## Entries provided
◆ ◆ ◆ ◆ ◆

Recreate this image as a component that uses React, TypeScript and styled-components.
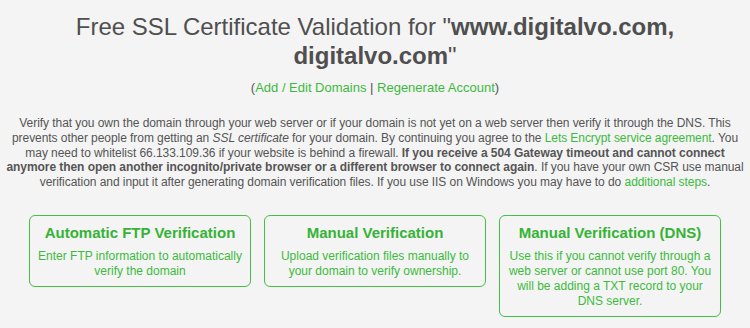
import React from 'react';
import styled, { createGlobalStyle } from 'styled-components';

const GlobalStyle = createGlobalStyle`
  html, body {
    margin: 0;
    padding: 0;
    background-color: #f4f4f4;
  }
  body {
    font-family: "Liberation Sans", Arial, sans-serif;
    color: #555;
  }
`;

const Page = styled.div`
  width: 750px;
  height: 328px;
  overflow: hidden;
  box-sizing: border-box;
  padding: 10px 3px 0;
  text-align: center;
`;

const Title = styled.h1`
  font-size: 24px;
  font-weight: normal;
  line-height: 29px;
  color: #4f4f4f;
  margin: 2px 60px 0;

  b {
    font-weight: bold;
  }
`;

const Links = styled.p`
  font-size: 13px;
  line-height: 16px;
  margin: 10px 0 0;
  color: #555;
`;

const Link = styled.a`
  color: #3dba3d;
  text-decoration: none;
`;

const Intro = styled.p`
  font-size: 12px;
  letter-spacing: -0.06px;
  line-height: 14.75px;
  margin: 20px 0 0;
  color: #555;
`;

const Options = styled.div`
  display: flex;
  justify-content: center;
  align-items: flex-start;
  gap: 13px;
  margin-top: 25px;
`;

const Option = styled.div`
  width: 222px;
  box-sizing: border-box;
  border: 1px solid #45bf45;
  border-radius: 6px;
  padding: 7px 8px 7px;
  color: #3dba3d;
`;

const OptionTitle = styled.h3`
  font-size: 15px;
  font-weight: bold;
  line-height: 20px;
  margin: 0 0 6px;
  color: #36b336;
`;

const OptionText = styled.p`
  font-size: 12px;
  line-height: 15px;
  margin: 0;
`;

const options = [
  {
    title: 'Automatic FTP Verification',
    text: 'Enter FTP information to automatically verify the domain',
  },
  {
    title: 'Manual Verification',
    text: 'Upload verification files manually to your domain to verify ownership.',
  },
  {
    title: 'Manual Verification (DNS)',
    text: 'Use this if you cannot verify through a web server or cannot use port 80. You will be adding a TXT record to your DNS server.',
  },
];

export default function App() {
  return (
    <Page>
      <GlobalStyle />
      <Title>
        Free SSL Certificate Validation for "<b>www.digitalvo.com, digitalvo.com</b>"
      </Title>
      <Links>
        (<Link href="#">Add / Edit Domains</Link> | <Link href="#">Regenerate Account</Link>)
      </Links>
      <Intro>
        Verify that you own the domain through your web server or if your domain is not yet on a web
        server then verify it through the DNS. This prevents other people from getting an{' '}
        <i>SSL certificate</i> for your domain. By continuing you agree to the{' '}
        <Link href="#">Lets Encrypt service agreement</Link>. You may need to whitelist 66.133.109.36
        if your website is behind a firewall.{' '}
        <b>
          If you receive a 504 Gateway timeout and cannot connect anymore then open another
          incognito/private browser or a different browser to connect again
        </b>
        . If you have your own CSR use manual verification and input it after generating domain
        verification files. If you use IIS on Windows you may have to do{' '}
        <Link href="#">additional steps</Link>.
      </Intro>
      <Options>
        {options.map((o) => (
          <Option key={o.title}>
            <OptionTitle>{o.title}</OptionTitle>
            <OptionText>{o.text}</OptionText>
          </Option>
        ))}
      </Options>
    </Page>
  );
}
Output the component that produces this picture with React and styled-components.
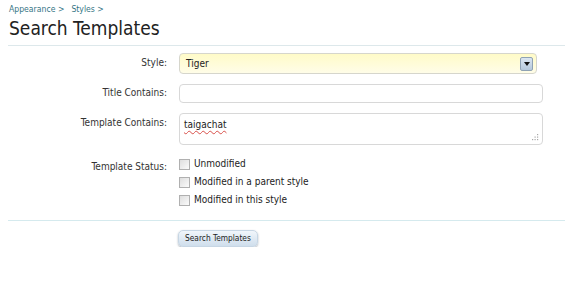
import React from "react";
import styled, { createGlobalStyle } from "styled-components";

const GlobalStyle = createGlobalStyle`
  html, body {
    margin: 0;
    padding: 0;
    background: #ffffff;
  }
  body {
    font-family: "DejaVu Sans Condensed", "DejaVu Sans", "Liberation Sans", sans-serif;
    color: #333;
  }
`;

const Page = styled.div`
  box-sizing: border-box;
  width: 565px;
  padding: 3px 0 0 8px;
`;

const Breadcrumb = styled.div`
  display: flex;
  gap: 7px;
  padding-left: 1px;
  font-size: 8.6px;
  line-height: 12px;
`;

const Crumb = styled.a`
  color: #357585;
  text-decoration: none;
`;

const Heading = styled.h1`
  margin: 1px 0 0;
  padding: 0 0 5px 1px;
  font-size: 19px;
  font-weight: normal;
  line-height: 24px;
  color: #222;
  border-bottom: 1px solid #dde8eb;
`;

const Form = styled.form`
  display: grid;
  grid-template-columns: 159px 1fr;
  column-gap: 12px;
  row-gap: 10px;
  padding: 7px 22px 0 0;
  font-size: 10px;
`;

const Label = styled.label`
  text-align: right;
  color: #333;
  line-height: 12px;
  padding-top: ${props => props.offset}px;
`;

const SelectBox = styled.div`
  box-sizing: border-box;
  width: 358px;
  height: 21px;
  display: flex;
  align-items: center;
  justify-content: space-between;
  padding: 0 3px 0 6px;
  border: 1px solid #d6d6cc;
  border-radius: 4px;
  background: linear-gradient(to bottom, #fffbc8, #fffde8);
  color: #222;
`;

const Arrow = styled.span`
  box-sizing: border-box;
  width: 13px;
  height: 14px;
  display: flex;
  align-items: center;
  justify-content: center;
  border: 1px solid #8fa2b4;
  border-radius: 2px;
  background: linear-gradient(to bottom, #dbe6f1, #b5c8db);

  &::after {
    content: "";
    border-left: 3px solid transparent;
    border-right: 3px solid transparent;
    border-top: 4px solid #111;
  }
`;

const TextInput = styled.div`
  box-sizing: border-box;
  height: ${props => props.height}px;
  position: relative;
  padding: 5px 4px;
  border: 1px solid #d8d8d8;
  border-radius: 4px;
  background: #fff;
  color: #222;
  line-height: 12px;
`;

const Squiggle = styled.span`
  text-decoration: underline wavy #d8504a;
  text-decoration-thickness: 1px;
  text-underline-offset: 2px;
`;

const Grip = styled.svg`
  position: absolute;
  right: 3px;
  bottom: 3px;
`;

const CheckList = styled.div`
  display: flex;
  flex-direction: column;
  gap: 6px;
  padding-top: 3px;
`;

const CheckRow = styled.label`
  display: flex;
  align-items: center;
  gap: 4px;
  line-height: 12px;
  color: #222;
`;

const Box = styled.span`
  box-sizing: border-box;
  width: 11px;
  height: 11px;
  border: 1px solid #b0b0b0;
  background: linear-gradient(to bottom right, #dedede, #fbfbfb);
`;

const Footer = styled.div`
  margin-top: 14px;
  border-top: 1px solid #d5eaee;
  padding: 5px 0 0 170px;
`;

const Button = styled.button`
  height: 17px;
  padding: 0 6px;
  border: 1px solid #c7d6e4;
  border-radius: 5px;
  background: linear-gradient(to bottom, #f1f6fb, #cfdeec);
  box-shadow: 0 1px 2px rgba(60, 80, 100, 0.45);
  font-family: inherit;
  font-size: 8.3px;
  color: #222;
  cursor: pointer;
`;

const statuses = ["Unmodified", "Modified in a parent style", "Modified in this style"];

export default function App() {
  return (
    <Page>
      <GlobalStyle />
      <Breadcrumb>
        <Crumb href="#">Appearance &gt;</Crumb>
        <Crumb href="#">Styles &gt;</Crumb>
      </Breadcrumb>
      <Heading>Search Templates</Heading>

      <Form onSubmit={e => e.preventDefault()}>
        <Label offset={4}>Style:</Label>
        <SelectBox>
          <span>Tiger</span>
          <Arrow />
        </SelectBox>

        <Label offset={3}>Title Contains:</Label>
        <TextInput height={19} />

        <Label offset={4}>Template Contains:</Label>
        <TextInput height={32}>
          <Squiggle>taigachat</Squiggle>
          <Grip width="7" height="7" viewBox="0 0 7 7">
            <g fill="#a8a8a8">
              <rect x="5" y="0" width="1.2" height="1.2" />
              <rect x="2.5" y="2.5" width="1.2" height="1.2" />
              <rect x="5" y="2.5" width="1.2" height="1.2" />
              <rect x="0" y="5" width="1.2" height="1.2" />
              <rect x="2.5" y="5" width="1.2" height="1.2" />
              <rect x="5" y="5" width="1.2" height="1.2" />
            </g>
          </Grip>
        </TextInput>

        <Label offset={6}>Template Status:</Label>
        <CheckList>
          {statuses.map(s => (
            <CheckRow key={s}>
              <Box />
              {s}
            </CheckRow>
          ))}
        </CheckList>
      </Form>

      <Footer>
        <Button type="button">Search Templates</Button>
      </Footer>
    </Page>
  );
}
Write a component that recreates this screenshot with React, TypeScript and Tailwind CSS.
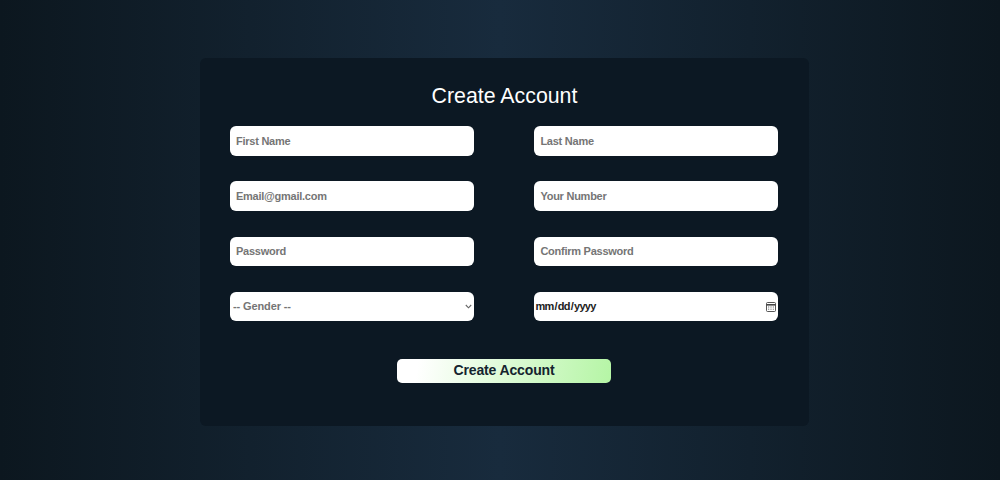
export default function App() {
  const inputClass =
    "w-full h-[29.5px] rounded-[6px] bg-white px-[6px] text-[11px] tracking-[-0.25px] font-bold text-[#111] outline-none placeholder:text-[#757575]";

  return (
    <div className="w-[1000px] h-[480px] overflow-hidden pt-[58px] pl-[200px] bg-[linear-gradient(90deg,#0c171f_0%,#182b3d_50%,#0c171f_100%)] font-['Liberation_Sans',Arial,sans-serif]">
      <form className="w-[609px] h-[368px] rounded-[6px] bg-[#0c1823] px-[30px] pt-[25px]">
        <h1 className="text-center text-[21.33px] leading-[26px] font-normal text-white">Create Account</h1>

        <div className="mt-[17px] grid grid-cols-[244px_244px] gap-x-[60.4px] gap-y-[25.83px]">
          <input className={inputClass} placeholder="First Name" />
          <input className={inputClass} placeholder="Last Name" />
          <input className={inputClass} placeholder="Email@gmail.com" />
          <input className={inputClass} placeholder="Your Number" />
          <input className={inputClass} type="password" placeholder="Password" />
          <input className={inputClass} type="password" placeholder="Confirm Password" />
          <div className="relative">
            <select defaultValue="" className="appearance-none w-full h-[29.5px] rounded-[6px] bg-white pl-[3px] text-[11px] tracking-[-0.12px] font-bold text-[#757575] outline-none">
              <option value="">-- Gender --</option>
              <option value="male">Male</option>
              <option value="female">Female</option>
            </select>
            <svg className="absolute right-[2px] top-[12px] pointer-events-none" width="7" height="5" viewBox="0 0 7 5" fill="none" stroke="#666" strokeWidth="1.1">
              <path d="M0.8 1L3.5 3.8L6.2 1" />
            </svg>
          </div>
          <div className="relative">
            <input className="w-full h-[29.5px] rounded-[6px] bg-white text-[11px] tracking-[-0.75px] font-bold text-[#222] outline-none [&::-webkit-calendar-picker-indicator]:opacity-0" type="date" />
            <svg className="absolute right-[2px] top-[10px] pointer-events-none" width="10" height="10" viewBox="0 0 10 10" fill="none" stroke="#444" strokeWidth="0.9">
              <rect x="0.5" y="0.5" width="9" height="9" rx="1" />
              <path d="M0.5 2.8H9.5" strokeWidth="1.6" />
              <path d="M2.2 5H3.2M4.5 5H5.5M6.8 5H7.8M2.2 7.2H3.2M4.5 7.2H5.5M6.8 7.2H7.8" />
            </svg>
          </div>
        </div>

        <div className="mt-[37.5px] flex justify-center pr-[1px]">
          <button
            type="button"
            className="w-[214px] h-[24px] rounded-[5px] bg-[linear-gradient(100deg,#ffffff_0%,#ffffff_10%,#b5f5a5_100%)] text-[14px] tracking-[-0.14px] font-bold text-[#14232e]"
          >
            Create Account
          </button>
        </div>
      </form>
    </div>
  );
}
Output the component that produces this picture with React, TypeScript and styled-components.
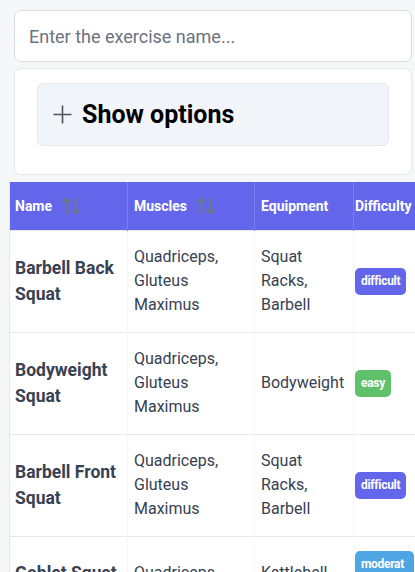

◆ ◆ ◆ ◆ ◆

## Written problem
Reproduce the entries exactly, from the line with "Write a component" to the line with "rounded-[6px] bg-white px-[6px]", both lines included, keeping no pictures.

## Complete output
Write a component that recreates this screenshot with React, TypeScript and Tailwind CSS.
export default function App() {
  const inputClass =
    "w-full h-[29.5px] rounded-[6px] bg-white px-[6px] text-[11px] tracking-[-0.25px] font-bold text-[#111] outline-none placeholder:text-[#757575]";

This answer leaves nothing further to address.